Give the number of lines that include the string "this", nothing more.

RECORDED INFORMATION:
━━━

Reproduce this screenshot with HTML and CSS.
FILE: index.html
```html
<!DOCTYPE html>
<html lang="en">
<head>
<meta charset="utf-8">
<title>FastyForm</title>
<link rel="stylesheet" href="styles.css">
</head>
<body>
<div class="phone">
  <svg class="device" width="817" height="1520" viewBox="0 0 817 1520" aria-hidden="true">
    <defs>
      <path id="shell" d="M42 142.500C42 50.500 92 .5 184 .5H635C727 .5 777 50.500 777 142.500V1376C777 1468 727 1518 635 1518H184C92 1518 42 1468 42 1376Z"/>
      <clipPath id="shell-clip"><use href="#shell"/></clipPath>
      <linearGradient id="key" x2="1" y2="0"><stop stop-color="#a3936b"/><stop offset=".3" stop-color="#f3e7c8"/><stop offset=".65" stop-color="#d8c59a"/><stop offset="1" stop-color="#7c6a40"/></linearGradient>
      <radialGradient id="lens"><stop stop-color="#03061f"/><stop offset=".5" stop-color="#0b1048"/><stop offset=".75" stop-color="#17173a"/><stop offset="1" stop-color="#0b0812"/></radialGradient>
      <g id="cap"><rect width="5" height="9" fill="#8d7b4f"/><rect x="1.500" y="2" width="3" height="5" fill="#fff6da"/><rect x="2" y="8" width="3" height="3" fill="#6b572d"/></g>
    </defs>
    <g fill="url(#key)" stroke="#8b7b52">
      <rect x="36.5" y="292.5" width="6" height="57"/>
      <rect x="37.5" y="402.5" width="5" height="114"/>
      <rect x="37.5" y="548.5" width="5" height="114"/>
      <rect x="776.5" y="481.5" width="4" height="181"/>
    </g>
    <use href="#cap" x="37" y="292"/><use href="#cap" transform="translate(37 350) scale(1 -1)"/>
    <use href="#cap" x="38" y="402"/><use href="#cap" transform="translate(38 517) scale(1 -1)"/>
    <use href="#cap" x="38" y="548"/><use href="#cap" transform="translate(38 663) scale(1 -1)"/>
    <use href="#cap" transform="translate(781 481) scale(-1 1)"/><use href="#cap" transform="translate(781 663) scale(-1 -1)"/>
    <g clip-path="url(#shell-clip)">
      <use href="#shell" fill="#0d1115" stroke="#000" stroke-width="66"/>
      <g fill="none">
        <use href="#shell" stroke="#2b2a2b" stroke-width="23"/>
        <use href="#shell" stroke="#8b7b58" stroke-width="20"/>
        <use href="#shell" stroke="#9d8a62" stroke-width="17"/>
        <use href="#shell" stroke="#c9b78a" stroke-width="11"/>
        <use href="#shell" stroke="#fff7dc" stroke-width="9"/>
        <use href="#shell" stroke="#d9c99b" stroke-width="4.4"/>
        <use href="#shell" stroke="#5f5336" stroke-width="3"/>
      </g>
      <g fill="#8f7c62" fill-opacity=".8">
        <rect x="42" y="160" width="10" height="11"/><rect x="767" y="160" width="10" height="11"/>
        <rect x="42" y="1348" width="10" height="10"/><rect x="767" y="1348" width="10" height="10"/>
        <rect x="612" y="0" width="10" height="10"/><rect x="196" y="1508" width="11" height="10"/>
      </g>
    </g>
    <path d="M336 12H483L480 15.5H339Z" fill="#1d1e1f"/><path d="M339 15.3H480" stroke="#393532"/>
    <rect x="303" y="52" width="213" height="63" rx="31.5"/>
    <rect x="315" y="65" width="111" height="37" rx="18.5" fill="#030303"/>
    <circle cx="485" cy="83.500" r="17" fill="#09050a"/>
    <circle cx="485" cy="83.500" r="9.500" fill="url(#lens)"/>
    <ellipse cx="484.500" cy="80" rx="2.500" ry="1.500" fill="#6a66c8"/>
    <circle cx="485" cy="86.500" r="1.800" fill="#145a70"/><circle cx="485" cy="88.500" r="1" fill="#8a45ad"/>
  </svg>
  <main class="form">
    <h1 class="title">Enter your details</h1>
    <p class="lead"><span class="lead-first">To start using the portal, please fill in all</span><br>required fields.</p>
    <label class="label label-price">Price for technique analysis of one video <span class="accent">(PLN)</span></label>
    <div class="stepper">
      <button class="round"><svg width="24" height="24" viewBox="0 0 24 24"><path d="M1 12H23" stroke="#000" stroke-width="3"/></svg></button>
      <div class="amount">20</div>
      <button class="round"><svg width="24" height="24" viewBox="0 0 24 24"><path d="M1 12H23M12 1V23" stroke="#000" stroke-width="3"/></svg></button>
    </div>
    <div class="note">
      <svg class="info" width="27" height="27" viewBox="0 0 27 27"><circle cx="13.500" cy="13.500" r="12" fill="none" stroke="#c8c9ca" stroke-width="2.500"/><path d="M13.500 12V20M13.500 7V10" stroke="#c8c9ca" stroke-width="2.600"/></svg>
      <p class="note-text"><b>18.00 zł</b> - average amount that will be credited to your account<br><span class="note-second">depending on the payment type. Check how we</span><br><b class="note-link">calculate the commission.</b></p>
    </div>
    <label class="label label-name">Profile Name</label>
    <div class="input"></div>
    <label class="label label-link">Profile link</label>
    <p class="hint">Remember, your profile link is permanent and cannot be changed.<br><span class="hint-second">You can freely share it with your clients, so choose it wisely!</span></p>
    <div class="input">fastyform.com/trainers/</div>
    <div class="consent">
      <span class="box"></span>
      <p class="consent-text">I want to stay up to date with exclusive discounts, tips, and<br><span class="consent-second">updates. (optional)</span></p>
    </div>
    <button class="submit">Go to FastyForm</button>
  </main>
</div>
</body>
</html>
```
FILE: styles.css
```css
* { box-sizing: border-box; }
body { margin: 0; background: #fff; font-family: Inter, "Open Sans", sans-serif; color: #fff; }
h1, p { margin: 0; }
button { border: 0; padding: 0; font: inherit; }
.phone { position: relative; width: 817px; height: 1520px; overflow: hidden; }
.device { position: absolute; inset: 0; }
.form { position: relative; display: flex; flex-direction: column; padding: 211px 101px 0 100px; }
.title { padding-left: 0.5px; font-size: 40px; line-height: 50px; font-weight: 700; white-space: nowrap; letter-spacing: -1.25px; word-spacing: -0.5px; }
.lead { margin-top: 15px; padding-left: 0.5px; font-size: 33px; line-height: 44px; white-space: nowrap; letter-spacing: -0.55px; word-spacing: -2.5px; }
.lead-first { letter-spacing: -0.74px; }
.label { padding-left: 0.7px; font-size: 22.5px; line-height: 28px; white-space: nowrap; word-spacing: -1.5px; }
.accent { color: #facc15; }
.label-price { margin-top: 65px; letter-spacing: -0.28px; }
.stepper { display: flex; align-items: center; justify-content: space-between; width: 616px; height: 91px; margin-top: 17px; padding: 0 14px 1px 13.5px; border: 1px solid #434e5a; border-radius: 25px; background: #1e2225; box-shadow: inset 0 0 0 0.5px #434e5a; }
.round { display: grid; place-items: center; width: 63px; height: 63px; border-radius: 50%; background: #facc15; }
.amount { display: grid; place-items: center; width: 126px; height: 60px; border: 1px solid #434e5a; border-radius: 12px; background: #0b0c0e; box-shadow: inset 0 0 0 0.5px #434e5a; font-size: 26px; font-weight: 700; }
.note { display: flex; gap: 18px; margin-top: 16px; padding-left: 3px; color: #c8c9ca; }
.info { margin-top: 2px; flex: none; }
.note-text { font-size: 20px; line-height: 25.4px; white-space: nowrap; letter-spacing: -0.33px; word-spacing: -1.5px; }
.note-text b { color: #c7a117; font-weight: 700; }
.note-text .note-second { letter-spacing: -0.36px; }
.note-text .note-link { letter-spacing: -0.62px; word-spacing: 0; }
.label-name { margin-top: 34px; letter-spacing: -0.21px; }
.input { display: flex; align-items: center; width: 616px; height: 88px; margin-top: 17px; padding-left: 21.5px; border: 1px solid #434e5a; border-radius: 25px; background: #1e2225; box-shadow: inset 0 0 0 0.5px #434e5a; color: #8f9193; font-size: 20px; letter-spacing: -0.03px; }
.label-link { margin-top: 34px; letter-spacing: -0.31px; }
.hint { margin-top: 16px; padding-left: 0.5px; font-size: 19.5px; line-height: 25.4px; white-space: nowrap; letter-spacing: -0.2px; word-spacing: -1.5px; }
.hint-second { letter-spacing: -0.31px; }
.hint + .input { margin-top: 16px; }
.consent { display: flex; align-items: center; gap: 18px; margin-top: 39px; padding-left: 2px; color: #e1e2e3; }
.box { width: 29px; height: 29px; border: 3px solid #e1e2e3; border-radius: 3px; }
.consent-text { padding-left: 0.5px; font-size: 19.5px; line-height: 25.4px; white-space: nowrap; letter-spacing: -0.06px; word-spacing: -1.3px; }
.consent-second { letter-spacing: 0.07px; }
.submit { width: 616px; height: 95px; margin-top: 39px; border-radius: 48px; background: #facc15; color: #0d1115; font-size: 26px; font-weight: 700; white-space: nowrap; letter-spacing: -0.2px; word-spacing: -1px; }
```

━━━

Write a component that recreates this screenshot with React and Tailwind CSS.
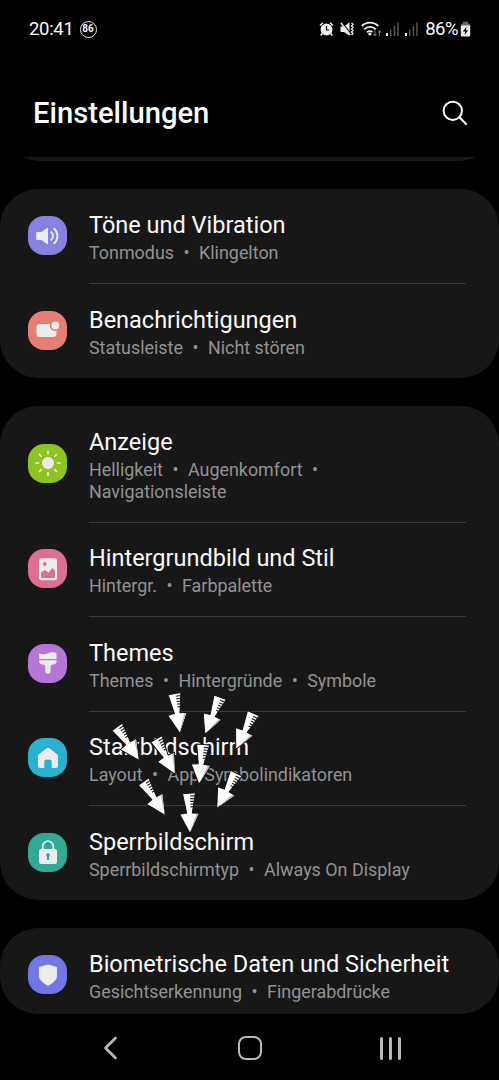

━━━

ANSWER BELOW:
2